When testing this code change, I faced an error which indicated that I cannot use/add adapters with transformers 4.33. Therefore, I moved to 4.36 and I am now able to add adapters to the model class. But now I face a different issue, with the tokenizer:

  File "/FlagEmbedding/FlagEmbedding/baai_general_embedding/finetune/run.py", line 59, in main
    tokenizer = AutoTokenizer.from_pretrained(
  File "/environments/my_conda_env/lib/python3.8/site-packages/transformers/models/auto/tokenization_auto.py", line 787, in from_pretrained
    return tokenizer_class.from_pretrained(pretrained_model_name_or_path, *inputs, **kwargs)
  File "/environments/my_conda_env/lib/python3.8/site-packages/transformers/tokenization_utils_base.py", line 2028, in from_pretrained
    return cls._from_pretrained(
  File "/environments/my_conda_env/lib/python3.8/site-packages/transformers/tokenization_utils_base.py", line 2253, in _from_pretrained
    init_kwargs[key] = added_tokens_map.get(init_kwargs[key], init_kwargs[key])
TypeError: unhashable type: 'dict'

This seems to be a known issue that was reported here and fixed here. If I want to pull this fix, I will need to use a transformers version other than 4.36 now.

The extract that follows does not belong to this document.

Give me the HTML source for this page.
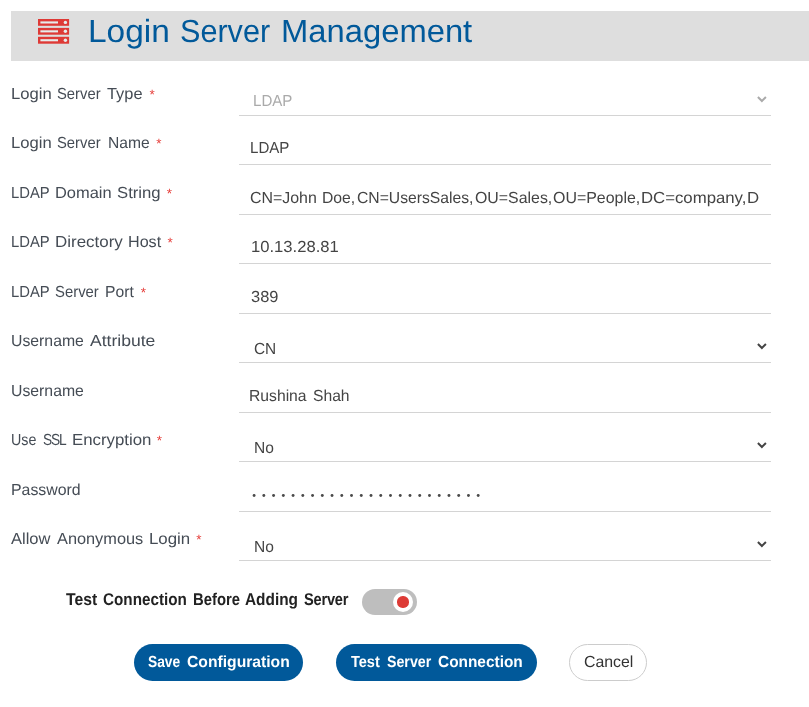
<!DOCTYPE html>
<html>
<head>
<meta charset="utf-8">
<title>Login Server Management</title>
<style>
*{box-sizing:border-box;margin:0;padding:0}
html,body{width:809px;height:707px;background:#fff;overflow:hidden}
body{font-family:"Liberation Sans",sans-serif;color:#444;position:relative}
.hdr{position:absolute;left:11px;top:11px;width:798px;height:50px;background:#dedede}
.hdr svg{position:absolute;left:27px;top:7.8px}
.w{position:absolute;white-space:nowrap;display:block;transform-origin:0 0;text-rendering:geometricPrecision}
#pg{position:absolute;left:0;top:0;width:809px;height:707px;will-change:transform}
.fld{position:absolute;left:239px;width:532px;height:1px;background:#d4d4d4}
.chev{position:absolute;left:757px;width:10px;height:7px}
.dots{position:absolute;left:250px;top:492.4px;width:240px;height:6px}
.tog{position:absolute;left:362px;top:589px;width:55px;height:26px;border-radius:13px;background:#bebebe}
.tog b{position:absolute;left:31px;top:3px;width:20px;height:20px;border-radius:50%;background:#fff}
.tog b:after{content:"";position:absolute;left:4.4px;top:4.4px;width:11.2px;height:11.2px;border-radius:50%;background:#dd3b36}
.btn{position:absolute;top:644px;height:37px;border-radius:18.5px;background:#01599a}
.btn.c{background:#fff;border:1px solid #ccc}
</style>
</head>
<body>
<div id="pg">
<div class="hdr">
<svg width="32" height="25" viewBox="0 0 32 25"><g fill="#de3a36"><rect x="0" y="0" width="31.1" height="6.8"/><rect x="0" y="8.9" width="31.1" height="6.8"/><rect x="0" y="17.8" width="31.1" height="6.9"/></g><g fill="#e6ecec"><rect x="2.4" y="2.4" width="17.6" height="2.1"/><rect x="2.4" y="11.3" width="17.6" height="2.1"/><rect x="2.4" y="20.2" width="17.6" height="2.1"/><circle cx="27.4" cy="3.4" r="1.7"/><circle cx="27.4" cy="12.3" r="1.7"/><circle cx="27.4" cy="21.2" r="1.7"/></g></svg>
</div>
<div class="fld" style="top:115px"></div>
<div class="fld" style="top:164px"></div>
<div class="fld" style="top:214px"></div>
<div class="fld" style="top:263px"></div>
<div class="fld" style="top:313px"></div>
<div class="fld" style="top:362px"></div>
<div class="fld" style="top:412px"></div>
<div class="fld" style="top:461px"></div>
<div class="fld" style="top:511px"></div>
<div class="fld" style="top:560px"></div>
<svg class="chev" style="top:95.8px" viewBox="0 0 10 7"><path d="M0.9 1 L4.9 5 L8.9 1" fill="none" stroke="#aaa" stroke-width="2"/></svg>
<svg class="chev" style="top:342.8px" viewBox="0 0 10 7"><path d="M0.9 1 L4.9 5 L8.9 1" fill="none" stroke="#444" stroke-width="2"/></svg>
<svg class="chev" style="top:441.8px" viewBox="0 0 10 7"><path d="M0.9 1 L4.9 5 L8.9 1" fill="none" stroke="#444" stroke-width="2"/></svg>
<svg class="chev" style="top:540.8px" viewBox="0 0 10 7"><path d="M0.9 1 L4.9 5 L8.9 1" fill="none" stroke="#444" stroke-width="2"/></svg>

<svg class="dots" viewBox="0 0 240 6"><g fill="#4a4a4a"><circle cx="4.10" cy="3.5" r="1.45"/><circle cx="13.84" cy="3.5" r="1.45"/><circle cx="23.59" cy="3.5" r="1.45"/><circle cx="33.33" cy="3.5" r="1.45"/><circle cx="43.07" cy="3.5" r="1.45"/><circle cx="52.81" cy="3.5" r="1.45"/><circle cx="62.56" cy="3.5" r="1.45"/><circle cx="72.30" cy="3.5" r="1.45"/><circle cx="82.04" cy="3.5" r="1.45"/><circle cx="91.79" cy="3.5" r="1.45"/><circle cx="101.53" cy="3.5" r="1.45"/><circle cx="111.27" cy="3.5" r="1.45"/><circle cx="121.02" cy="3.5" r="1.45"/><circle cx="130.76" cy="3.5" r="1.45"/><circle cx="140.50" cy="3.5" r="1.45"/><circle cx="150.25" cy="3.5" r="1.45"/><circle cx="159.99" cy="3.5" r="1.45"/><circle cx="169.73" cy="3.5" r="1.45"/><circle cx="179.47" cy="3.5" r="1.45"/><circle cx="189.22" cy="3.5" r="1.45"/><circle cx="198.96" cy="3.5" r="1.45"/><circle cx="208.70" cy="3.5" r="1.45"/><circle cx="218.45" cy="3.5" r="1.45"/><circle cx="228.19" cy="3.5" r="1.45"/></g></svg>
<div class="tog"><b></b></div>
<div class="btn" style="left:134px;width:169px"></div>
<div class="btn" style="left:336px;width:201px"></div>
<div class="btn c" style="left:569px;width:78px"></div>
<span class="w" style="left:87.81px;top:9px;font-size:32px;line-height:45px;color:#01599a;letter-spacing:0.000px;transform:translateY(0.45px) scaleX(1.0456)">Login</span>
<span class="w" style="left:179.94px;top:9px;font-size:32px;line-height:45px;color:#01599a;letter-spacing:0.000px;transform:translateY(0.45px) scaleX(0.9563)">Server</span>
<span class="w" style="left:280.95px;top:9px;font-size:32px;line-height:45px;color:#01599a;letter-spacing:0.000px;transform:translateY(0.45px) scaleX(1.0238)">Management</span>
<span class="w" style="left:10.76px;top:84px;font-size:16px;line-height:22px;color:#454c55;letter-spacing:0.000px;transform:scaleX(1.0389)">Login</span>
<span class="w" style="left:56.90px;top:84px;font-size:16px;line-height:22px;color:#454c55;letter-spacing:0.000px;transform:scaleX(0.9247)">Server</span>
<span class="w" style="left:107.30px;top:84px;font-size:16px;line-height:22px;color:#454c55;letter-spacing:0.000px;transform:scaleX(1.0233)">Type</span>
<span class="w" style="left:10.76px;top:133px;font-size:16px;line-height:22px;color:#454c55;letter-spacing:0.000px;transform:scaleX(1.0389)">Login</span>
<span class="w" style="left:56.90px;top:133px;font-size:16px;line-height:22px;color:#454c55;letter-spacing:0.000px;transform:scaleX(0.9247)">Server</span>
<span class="w" style="left:107.52px;top:133px;font-size:16px;line-height:22px;color:#454c55;letter-spacing:0.000px;transform:scaleX(0.9765)">Name</span>
<span class="w" style="left:10.88px;top:183px;font-size:16px;line-height:22px;color:#454c55;letter-spacing:0.000px;transform:scaleX(0.9246)">LDAP</span>
<span class="w" style="left:54.67px;top:183px;font-size:16px;line-height:22px;color:#454c55;letter-spacing:0.000px;transform:scaleX(1.0275)">Domain</span>
<span class="w" style="left:117.40px;top:183px;font-size:16px;line-height:22px;color:#454c55;letter-spacing:0.000px;transform:scaleX(1.0440)">String</span>
<span class="w" style="left:10.88px;top:232px;font-size:16px;line-height:22px;color:#454c55;letter-spacing:0.000px;transform:scaleX(0.9246)">LDAP</span>
<span class="w" style="left:54.64px;top:232px;font-size:16px;line-height:22px;color:#454c55;letter-spacing:0.000px;transform:scaleX(1.0586)">Directory</span>
<span class="w" style="left:127.59px;top:232px;font-size:16px;line-height:22px;color:#454c55;letter-spacing:0.000px;transform:scaleX(1.0076)">Host</span>
<span class="w" style="left:10.88px;top:282px;font-size:16px;line-height:22px;color:#454c55;letter-spacing:0.000px;transform:scaleX(0.9246)">LDAP</span>
<span class="w" style="left:54.80px;top:282px;font-size:16px;line-height:22px;color:#454c55;letter-spacing:0.000px;transform:scaleX(0.9289)">Server</span>
<span class="w" style="left:105.42px;top:282px;font-size:16px;line-height:22px;color:#454c55;letter-spacing:0.000px;transform:scaleX(0.9793)">Port</span>
<span class="w" style="left:10.71px;top:331px;font-size:16px;line-height:22px;color:#454c55;letter-spacing:0.000px;transform:scaleX(0.9876)">Username</span>
<span class="w" style="left:90.00px;top:331px;font-size:16px;line-height:22px;color:#454c55;letter-spacing:0.000px;transform:scaleX(1.0974)">Attribute</span>
<span class="w" style="left:10.71px;top:381px;font-size:16px;line-height:22px;color:#454c55;letter-spacing:0.000px;transform:scaleX(0.9876)">Username</span>
<span class="w" style="left:10.81px;top:430px;font-size:16px;line-height:22px;color:#454c55;letter-spacing:0.000px;transform:scaleX(0.8928)">Use</span>
<span class="w" style="left:42.70px;top:430px;font-size:16px;line-height:22px;color:#454c55;letter-spacing:-1.393px;transform:scaleX(0.8600)">SSL</span>
<span class="w" style="left:72.15px;top:430px;font-size:16px;line-height:22px;color:#454c55;letter-spacing:0.000px;transform:scaleX(1.0503)">Encryption</span>
<span class="w" style="left:10.71px;top:480px;font-size:16px;line-height:22px;color:#454c55;letter-spacing:0.000px;transform:scaleX(0.9919)">Password</span>
<span class="w" style="left:10.60px;top:529px;font-size:16px;line-height:22px;color:#454c55;letter-spacing:0.000px;transform:scaleX(1.0315)">Allow</span>
<span class="w" style="left:56.90px;top:529px;font-size:16px;line-height:22px;color:#454c55;letter-spacing:0.000px;transform:scaleX(1.0202)">Anonymous</span>
<span class="w" style="left:149.45px;top:529px;font-size:16px;line-height:22px;color:#454c55;letter-spacing:0.000px;transform:scaleX(1.0523)">Login</span>
<span class="w" style="left:253.26px;top:91px;font-size:16px;line-height:22px;color:#aaa;letter-spacing:0.000px;transform:scaleX(0.9421)">LDAP</span>
<span class="w" style="left:249.56px;top:138px;font-size:16px;line-height:22px;color:#444;letter-spacing:0.000px;transform:scaleX(0.9421)">LDAP</span>
<span class="w" style="left:249.90px;top:188px;font-size:16px;line-height:22px;color:#444;letter-spacing:0.000px;transform:scaleX(0.9947)">CN=John</span>
<span class="w" style="left:321.92px;top:188px;font-size:16px;line-height:22px;color:#444;letter-spacing:0.000px;transform:scaleX(0.9830)">Doe,</span>
<span class="w" style="left:356.90px;top:188px;font-size:16px;line-height:22px;color:#444;letter-spacing:0.000px;transform:scaleX(0.9809)">CN=UsersSales,</span>
<span class="w" style="left:475.10px;top:188px;font-size:16px;line-height:22px;color:#444;letter-spacing:0.000px;transform:scaleX(0.9927)">OU=Sales,</span>
<span class="w" style="left:552.80px;top:188px;font-size:16px;line-height:22px;color:#444;letter-spacing:0.000px;transform:scaleX(0.9958)">OU=People,</span>
<span class="w" style="left:640.75px;top:188px;font-size:16px;line-height:22px;color:#444;letter-spacing:-0.000px;transform:scaleX(1.0475)">DC=company,</span>
<span class="w" style="left:747.15px;top:188px;font-size:16px;line-height:22px;color:#444;letter-spacing:0.000px;transform:scaleX(1.0500)">D</span>
<span class="w" style="left:250.76px;top:237px;font-size:16px;line-height:22px;color:#444;letter-spacing:0.000px;transform:scaleX(1.0380)">10.13.28.81</span>
<span class="w" style="left:250.60px;top:287px;font-size:16px;line-height:22px;color:#444;letter-spacing:0.000px;transform:scaleX(1.0262)">389</span>
<span class="w" style="left:253.50px;top:339px;font-size:16px;line-height:22px;color:#444;letter-spacing:0.000px;transform:scaleX(0.9621)">CN</span>
<span class="w" style="left:249.22px;top:386px;font-size:16px;line-height:22px;color:#444;letter-spacing:0.000px;transform:scaleX(0.9809)">Rushina</span>
<span class="w" style="left:313.20px;top:386px;font-size:16px;line-height:22px;color:#444;letter-spacing:0.000px;transform:scaleX(0.9789)">Shah</span>
<span class="w" style="left:253.53px;top:438px;font-size:16px;line-height:22px;color:#444;letter-spacing:0.000px;transform:scaleX(0.9716)">No</span>
<span class="w" style="left:253.53px;top:537px;font-size:16px;line-height:22px;color:#444;letter-spacing:0.000px;transform:scaleX(0.9716)">No</span>
<span class="w" style="left:65.60px;top:588px;font-size:17px;line-height:24px;color:#222;letter-spacing:0.000px;transform:scaleX(0.9256);font-weight:bold">Test</span>
<span class="w" style="left:103.00px;top:588px;font-size:17px;line-height:24px;color:#222;letter-spacing:0.000px;transform:scaleX(0.8968);font-weight:bold">Connection</span>
<span class="w" style="left:192.63px;top:588px;font-size:17px;line-height:24px;color:#222;letter-spacing:0.000px;transform:scaleX(0.8723);font-weight:bold">Before</span>
<span class="w" style="left:244.50px;top:588px;font-size:17px;line-height:24px;color:#222;letter-spacing:0.000px;transform:scaleX(0.9045);font-weight:bold">Adding</span>
<span class="w" style="left:303.50px;top:588px;font-size:17px;line-height:24px;color:#222;letter-spacing:-0.245px;transform:scaleX(0.8600);font-weight:bold">Server</span>
<span class="w" style="left:147.80px;top:652px;font-size:16px;line-height:22px;color:#fff;letter-spacing:0.000px;transform:scaleX(0.8621);font-weight:bold">Save</span>
<span class="w" style="left:186.70px;top:652px;font-size:16px;line-height:22px;color:#fff;letter-spacing:0.000px;transform:scaleX(0.9799);font-weight:bold">Configuration</span>
<span class="w" style="left:350.60px;top:652px;font-size:16px;line-height:22px;color:#fff;letter-spacing:0.000px;transform:scaleX(0.9079);font-weight:bold">Test</span>
<span class="w" style="left:387.00px;top:652px;font-size:16px;line-height:22px;color:#fff;letter-spacing:0.000px;transform:scaleX(0.8872);font-weight:bold">Server</span>
<span class="w" style="left:437.70px;top:652px;font-size:16px;line-height:22px;color:#fff;letter-spacing:0.000px;transform:scaleX(0.9631);font-weight:bold">Connection</span>
<span class="w" style="left:583.70px;top:652px;font-size:16px;line-height:22px;color:#333;letter-spacing:0.000px;transform:scaleX(0.9909)">Cancel</span>
<span class="w" style="left:149.40px;top:85.00px;font-size:13.5px;line-height:19px;color:#e53935">*</span>
<span class="w" style="left:156.20px;top:134.00px;font-size:13.5px;line-height:19px;color:#e53935">*</span>
<span class="w" style="left:166.70px;top:184.00px;font-size:13.5px;line-height:19px;color:#e53935">*</span>
<span class="w" style="left:167.40px;top:233.00px;font-size:13.5px;line-height:19px;color:#e53935">*</span>
<span class="w" style="left:140.80px;top:283.00px;font-size:13.5px;line-height:19px;color:#e53935">*</span>
<span class="w" style="left:156.80px;top:431.00px;font-size:13.5px;line-height:19px;color:#e53935">*</span>
<span class="w" style="left:196.30px;top:530.00px;font-size:13.5px;line-height:19px;color:#e53935">*</span>
</div>
</body>
</html>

Why does the latest transformers not work well with BGE-M3 fine-tuning? Is there some way we can make BGE-M3 fine-tuning work successfully with the latest version of transformers? That will ensure users can get all the latest fixes rather than trying to patch old versions+files in a hacky way. Alternately, what would your recommendation be to help unblock this?

Thank you!

staoxiao commented 7 months ago

The latest transformers can be used to fine-tune BGE-M3. TypeError: unhashable type: 'dict' This error is due to the tokenizer_config.json. We have updated the file in huggingface, and you can download it and re-run the code.

g-karthik commented 7 months ago

Thanks for your response - I unblocked myself on this error by downgrading to transformers 4.34, but I can test with the latest transformers as well. Is the following comment in your README no longer true? If so, perhaps you could remove it from the README.

The new version of Transformers may pose issues for fine-tuning. If you encounter problems, you can try to downgrade to versions 4.33-4.36.

On the PEFT/adapter use-case I mentioned in my issue, I found that I need to make changes to sentence_transformers in my python site-packages in the conda env to ensure the below line runs correctly during fine-tuning. https://github.com/FlagOpen/FlagEmbedding/blob/0fe98ddefbd9d2caced52e94b9f8421d5ba7317f/FlagEmbedding/baai_general_embedding/finetune/trainer.py#L5

But even after doing it, I am unable to load the fine-tuned weights into sentence_transformers. It is looking for a config.json when the saved checkpoints only has adapter_config.json.

Do you plan to add support for PEFT for BGE-M3? I am observing catastrophic forgetting with BGE-M3 on some datasets during fine-tuning, so I wanted to try PEFT.